The company faced criticism that it intended to generate a bidding war to pocket extra taxpayer-funded incentives beyond those offered other businesses.
Combined, state and local governments tied to New York, Arlington and Nashville are expected to provide the company with well over $2 billion in incentives.
Georgia and local communities here are believed to have offered an unprecedented amount of more than $1 billion in incentives for the full project had it come to Atlanta, according to insiders.
But there were concerns in Georgia and elsewhere about the troubles that can follow the kind of booming growth Amazon and other companies fueled in Seattle. There, housing prices soared, gentrification worsened, and commuters suffered.
Still, many government leaders said the math added up in the project’s favor.
The competition for Amazon was good for Atlanta, said John Yates, partner-in-charge of the Technology Practice at Morris, Manning & Martin. “We don’t know if we came in third or 50th, but it caused us to look at ourselves, at our educational system, our transportation, the government support for economic development.”
Amazon’s decision might force more soul-searching among state and local leaders about what more the region might do to bolster its appeal.
State and local leaders are still pushing to solve transportation problems.
And issues taken up during the last legislative session may have crippled Georgia’s bid and attracted pointed attention from Amazon officials.

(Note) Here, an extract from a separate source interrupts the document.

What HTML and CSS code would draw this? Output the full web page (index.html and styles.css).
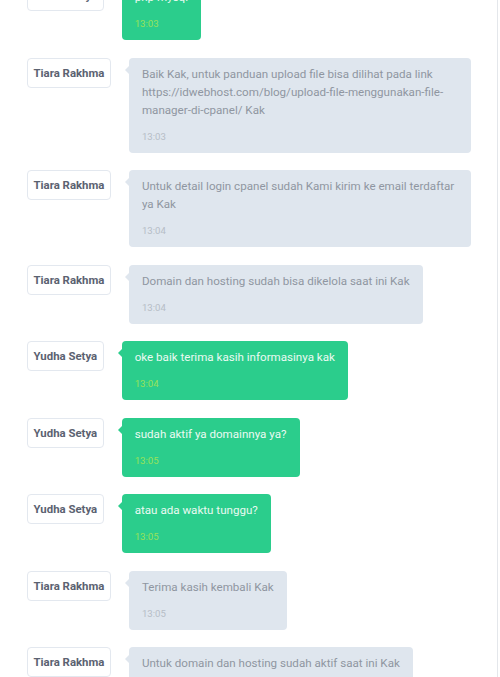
FILE: index.html
```html
<!DOCTYPE html>
<html>
<head>
<meta charset="utf-8">
<link rel="stylesheet" href="styles.css">
</head>
<body>
<div class="chat">
  <div class="list">
    <div class="row">
      <div class="name">Yudha Setya</div>
      <div class="bubble me"><div class="text">php mysql</div><div class="time">13:03</div></div>
    </div>
    <div class="row">
      <div class="name">Tiara Rakhma</div>
      <div class="bubble cs"><div class="text">Baik Kak, untuk panduan upload file bisa dilihat pada link https://idwebhost.com/blog/upload-file-menggunakan-file-manager-di-cpanel/ Kak</div><div class="time">13:03</div></div>
    </div>
    <div class="row">
      <div class="name">Tiara Rakhma</div>
      <div class="bubble cs"><div class="text">Untuk detail login cpanel sudah Kami kirim ke email terdaftar ya Kak</div><div class="time">13:04</div></div>
    </div>
    <div class="row">
      <div class="name">Tiara Rakhma</div>
      <div class="bubble cs"><div class="text">Domain dan hosting sudah bisa dikelola saat ini Kak</div><div class="time">13:04</div></div>
    </div>
    <div class="row">
      <div class="name">Yudha Setya</div>
      <div class="bubble me"><div class="text">oke baik terima kasih informasinya kak</div><div class="time">13:04</div></div>
    </div>
    <div class="row">
      <div class="name">Yudha Setya</div>
      <div class="bubble me"><div class="text">sudah aktif ya domainnya ya?</div><div class="time">13:05</div></div>
    </div>
    <div class="row">
      <div class="name">Yudha Setya</div>
      <div class="bubble me"><div class="text">atau ada waktu tunggu?</div><div class="time">13:05</div></div>
    </div>
    <div class="row">
      <div class="name">Tiara Rakhma</div>
      <div class="bubble cs"><div class="text">Terima kasih kembali Kak</div><div class="time">13:05</div></div>
    </div>
    <div class="row">
      <div class="name">Tiara Rakhma</div>
      <div class="bubble cs"><div class="text">Untuk domain dan hosting sudah aktif saat ini Kak</div><div class="time">13:05</div></div>
    </div>
  </div>
</div>
</body>
</html>
```
FILE: styles.css
```css
html, body {
  margin: 0;
  padding: 0;
  background: #ffffff;
  overflow: hidden;
}
body {
  font-family: Roboto, "Liberation Sans", sans-serif;
}
.chat {
  width: 498px;
  height: 677px;
  box-sizing: border-box;
  border-right: 1px solid #e4e7eb;
  overflow: hidden;
}
.list {
  margin-top: -19px;
  padding-left: 27px;
  display: flex;
  flex-direction: column;
  gap: 17.5px;
}
.row {
  display: flex;
  align-items: flex-start;
  gap: 18px;
}
.name {
  flex: none;
  height: 30px;
  box-sizing: border-box;
  border: 1px solid #e3e8ef;
  border-radius: 4px;
  padding: 0 5.5px;
  display: flex;
  align-items: center;
  font-size: 11.4px;
  font-weight: 700;
  color: #5b6271;
  background: #fff;
}
.bubble {
  position: relative;
  max-width: 342px;
  box-sizing: border-box;
  padding: 7px 13px 9px;
  border-radius: 4px;
  font-size: 11.6px;
  line-height: 18px;
}
.bubble::before {
  content: "";
  position: absolute;
  left: -4px;
  top: 8px;
  border-style: solid;
  border-width: 4px 4px 4px 0;
  border-color: transparent;
}
.bubble .time {
  margin-top: 11px;
  font-size: 9.6px;
  line-height: 14px;
}
.me {
  background: #2bcd8c;
  color: #eafaf2;
}
.me::before {
  border-right-color: #2bcd8c;
}
.me .time {
  color: #98e25a;
}
.cs {
  background: #dfe6ee;
  color: #8f96a1;
}
.cs::before {
  border-right-color: #dfe6ee;
}
.cs .time {
  color: #b6bdc6;
}
```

One was a Georgia Senate vote to approve a measure that would allow adoption agencies to refuse to place children with same-sex couples. The measure stalled in the Georgia House but drew intense criticism from civil rights groups and others who called it discriminatory.
The second was Lt. Gov. Casey Cagle’s move to block a lucrative tax break that would benefit Delta Air Lines after the carrier ended a special discount program for National Rifle Association members. Cagle’s actions infuriated business boosters. Supporters said it was meant to send a message to a corporate giant trying to influence policy.
Major corporations also pushed back against legislation they view as discriminatory, fearful of so-called “religious liberty” bills could damage their ability to recruit top talent.
Leaders pitched Atlanta’s skilled tech workforce, the state’s network of research universities, globally connected airport and business climate, while glossing over some of the region’s traditional pitfalls, such as a reputation for congestion.
Other cities had many of the same attributes and pitfalls.
Metro Atlanta doesn’t have the size and business or government muscle of New York City or Washington, D.C., nor as large of a transit system. And Amazon chief Jeff Bezos has a massive home in D.C.
Atlanta’s labor pool is simply smaller than New York or metro Washington, said Rajeev Dhawan, director of the Economic Forecasting Center at Georgia State.
At least some companies already in Atlanta were not anxious to compete with a well-heeled behemoth. “You can hear the sign of relief from the chief technology officers of the companies around town. They’d be afraid that Amazon would poach their people.”
Amazon heralded the Long Island City location across the East River from Midtown Manhattan as a diverse community where arts and industry intersect.
It praised the area’s access: eight subway lines, 13 bus lines, commuter rail, ferries, bike-sharing and close access to LaGuardia and JFK airports.
In northern Virginia, Amazon said its plans to locate in the National Landing development will put its workers within walking distance of three Metro rail stations, commuter rail service and Reagan National Airport.
Arlington County Board Chair Katie Cristol wrote that Amazon’s nod is “a validation of our community’s commitment to sustainability, transit-oriented development, affordable housing and diversity.”